Spaniens makroökonomisches Blatt wendet sich. Die
Umstände ändern sich aber aus einer besonders prekären Situation. Als
Antriebskraft steht das Exportgeschäft im Mittelpunkt.
Die Eurozone hat einen natürlichen
Korrekturmechanismus, wenn ein Land als Folge eines vorübergehenden Booms im
Inland (unabhängig von der Ursache) hoffnungslos wettbewerbsunfähig wird,
bemerkt Simon Wren-Lewis in seinem Blog.
Der Mechanismus ist Rezession und die Ökonomen
nennen es “internal devaluation”:
sinkende Löhne und Preise. Das Problem mit diesem Korrekturmechanismus ist,
dass es langsam und schmerzhaft vonstatten geht, insbesondere wenn die
Inflation so niedrig ist.
Die entscheidende Frage ist, was Spanien hätte tun
können, um eine solche schmerzhafte Zeit der Korrektur zu vermeiden. Die
Ursache des Problems war die übermässige Kreditaufnahme im privaten Sektor vor der
Krise, und damit zusammenhängende Kapitalzuflüsse aus der Kern der Eurozone.
Die Entwicklung mündete allmählich in einen Boom im Immobilienmarkt, mit einem
grossen Leistungsbilanzdefizit und einem Anstieg der Inflation.
Spanien hat eine vernünftige makroprudenzielle
Geldpolitik gehabt, wie Matthew C. Klein
in FTAlphaville beschreibt. Mehr von der gleichen hätte wahrscheinlich nicht
ausgereicht.
Was ist aber mit der Fiskalpolitik? Es ist richtig,
zu betonen, dass Spanien sich in haushaltspolitischer Hinsicht nicht
verschwenderisch verhalten hat: Das Land hatte von 2005 bis 2007 einen
Überschuss im Haushalt.
Spaniens Handelsbilanz, Graph: Matthew C. Klein in: FTAlphaville, June 2015
Die Arbeitskosten sind in Spanien seit 2009 um 11%
gegenüber Deutschlands Arbeitskosten gesunken.
Die relevante Zahl sei der zugrunde liegende, um
zyklische Faktoren bereinigte Haushalt (cyclical
adjusted balance): Es war ein anhaltendes, aber ein kleines Defizit, hält
Wren-Lewis mit Hinweis auf die IWF-Daten fest. Es ist allerdings knifflig, was das
strukturelle Defizit betrifft (cyclically-adjusted
balance), auf ex-post Daten im Vorkrisenniveau abzustellen, wegen der Tiefe
und Hartnäckigkeit der Rezession.
Der Fehler, den viele Kommentatoren machen, ist jedoch,
von der Grössenordnung des Fiskaldefizits auszugehen, um die entsprechende
Fiskalpolitik zu werten.
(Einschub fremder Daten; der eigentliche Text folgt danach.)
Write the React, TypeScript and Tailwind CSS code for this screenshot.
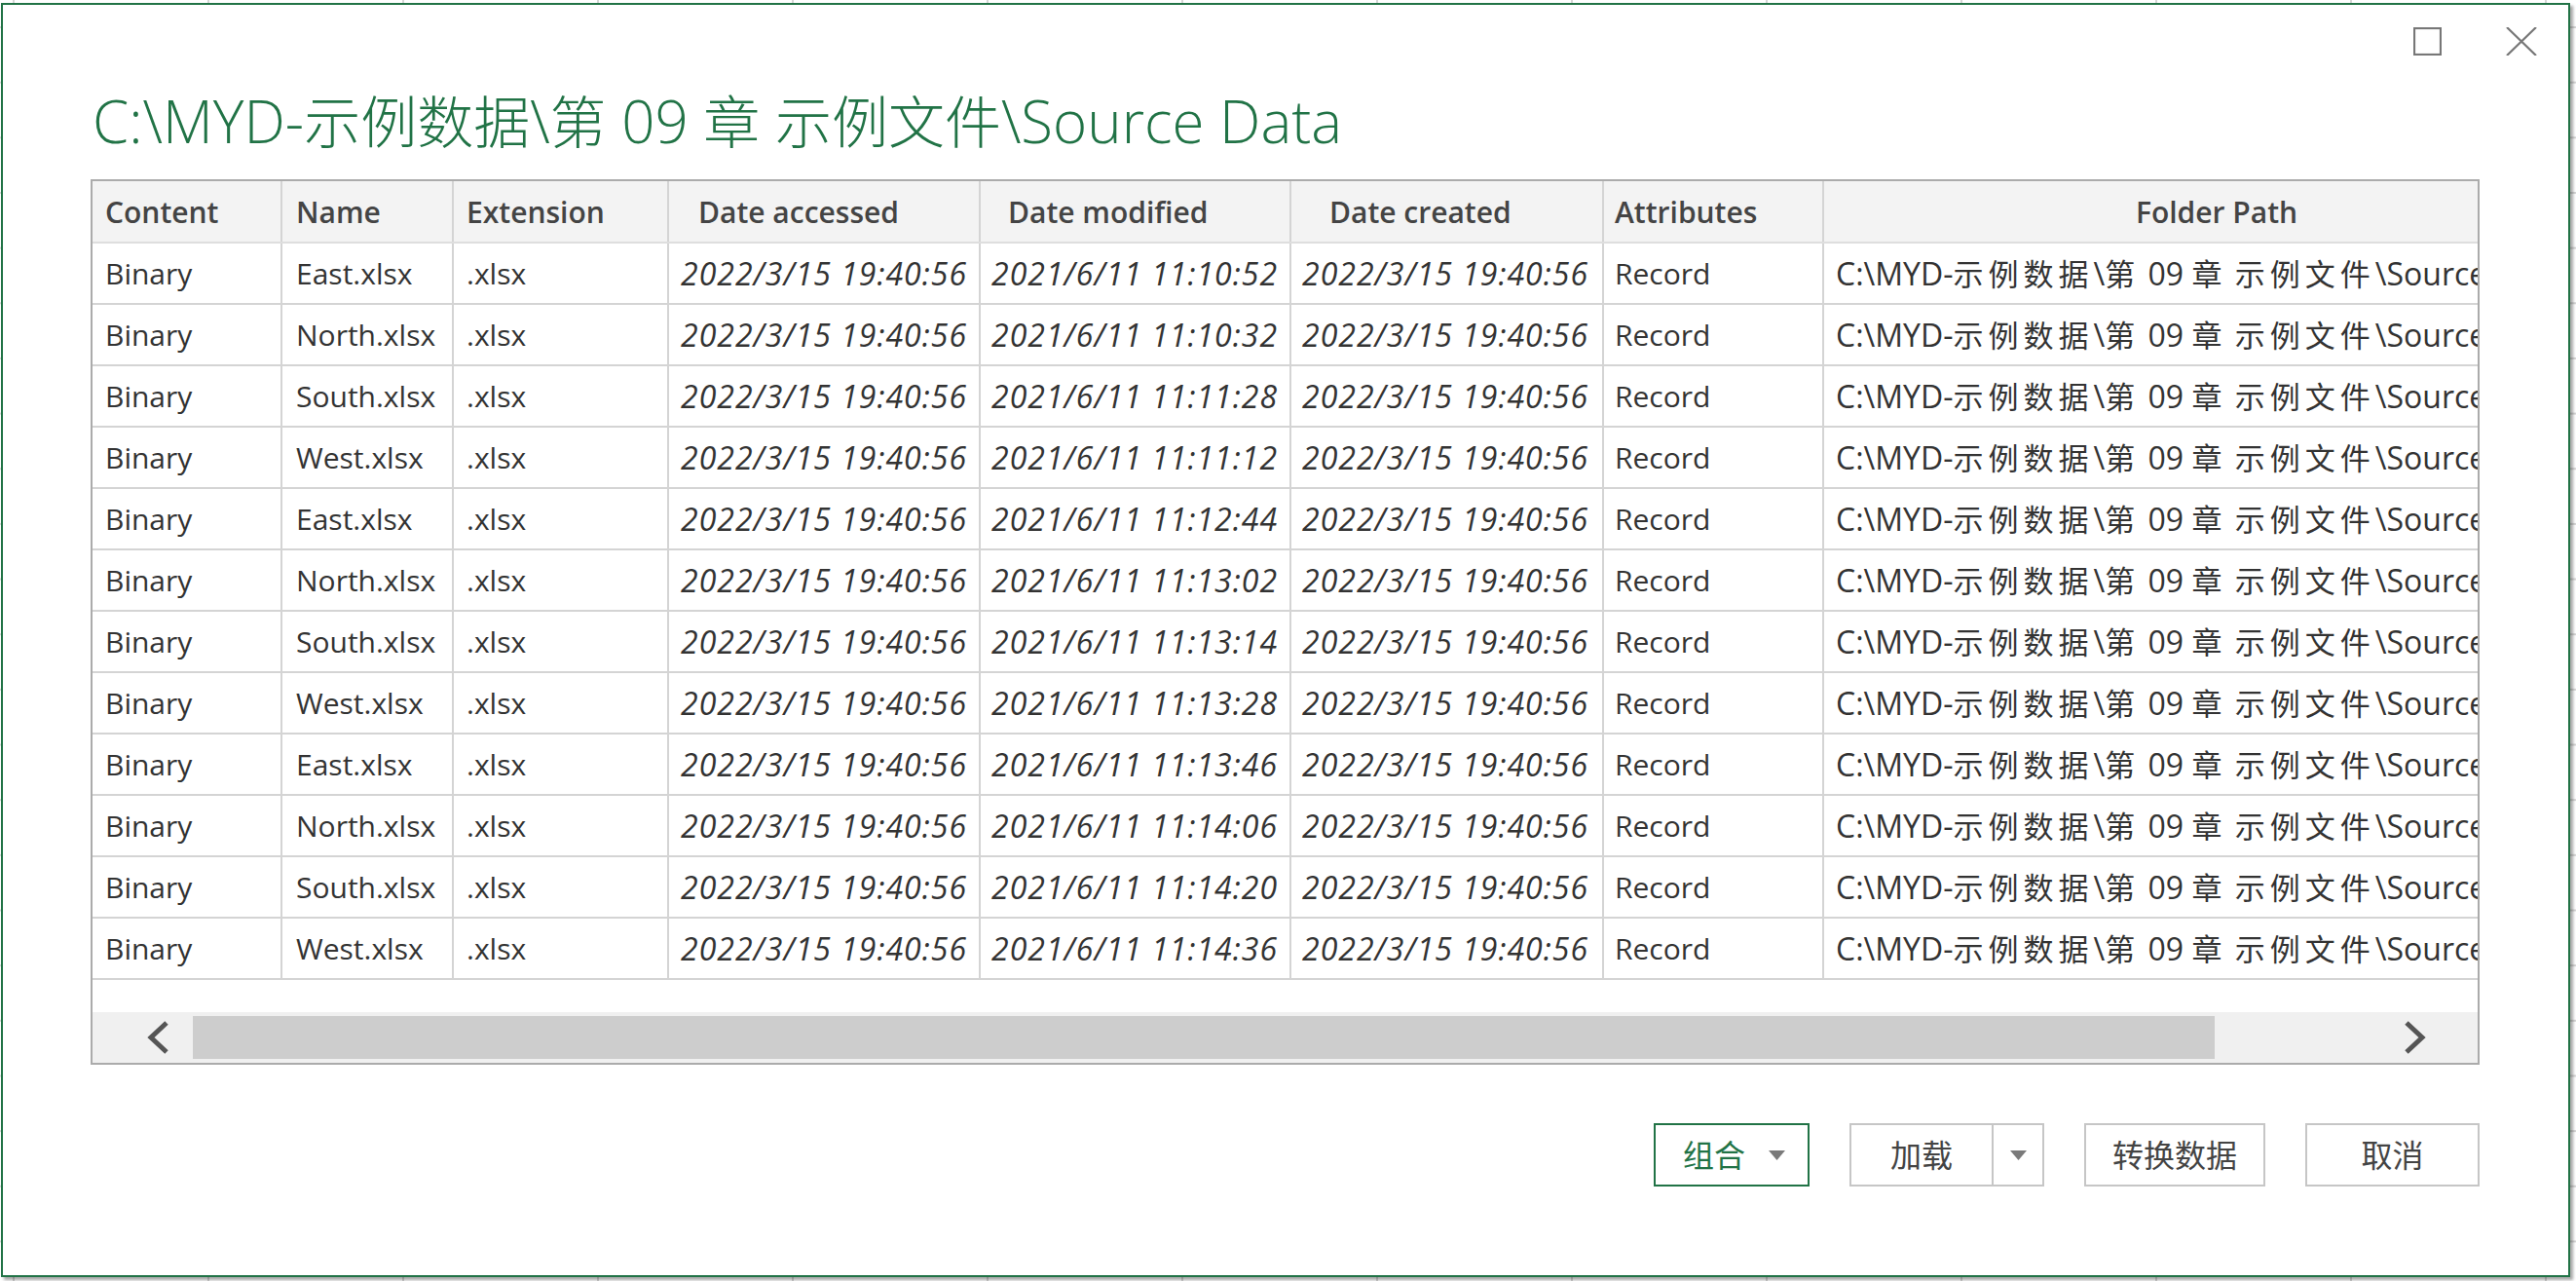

Für ein einzelnes Land in einer Währungsunion ist das
Defizit nicht die geeignete Metrik, argumentiert der an der Oxford University lehrende britische Wirtschaftsprofessor.
Die geeignete Metrik ist die nationale Inflationsrate im Vergleich zum
Durchschnitt der Eurozone.
Der BIP-Deflator für die Eurozone war von 2001 bis
2007 im Durchschnitt knapp über 2%. In Spanien hingegen beträgt derselbe Wert
rund 4%. Über sieben Jahre impliziert es einen Verlust an Wettbewerbsfähigkeit
in Höhe von 15%.
Worauf Wren-Lewis in seinem Blog-Eintrag nicht
eingeht, ist die Kehrseite der Medaille: Deutschland hat z.B. das gemeinsam
festgelegte Inflationsziel in der Eurozone im selben Zeitraum signifikant
unterboten, während Spanien es übertroffen hat. Das heisst, dass Deutschland
unter seinen Verhältnissen gelebt hat, während Spanien über seinen
Verhältnissen gelebt hat. Das geht in einer Währungsunion nicht.
Man stelle sich nun die Grössenordung vor, wie
Deutschland sich durch die Unterbietung (via Lohnzurückhaltung) des von der EZB
avisierten Zielwertes (von 2%) für die Inflation Wettbewerbsvorteile geschaffen
hat.
Das muss jetzt korrigiert werden. Es ist daher
intellektuell unredlich, die EU-Länder an der Peripherie aufzufordern, die Last
der Anpassung allein zu tragen: "sie sind schuld an der Misere und sie müssen
handeln". Nein, Deutschland muss auch agieren, und zwar so, dass die Löhne
steigen. Fazit: it takes two to tango.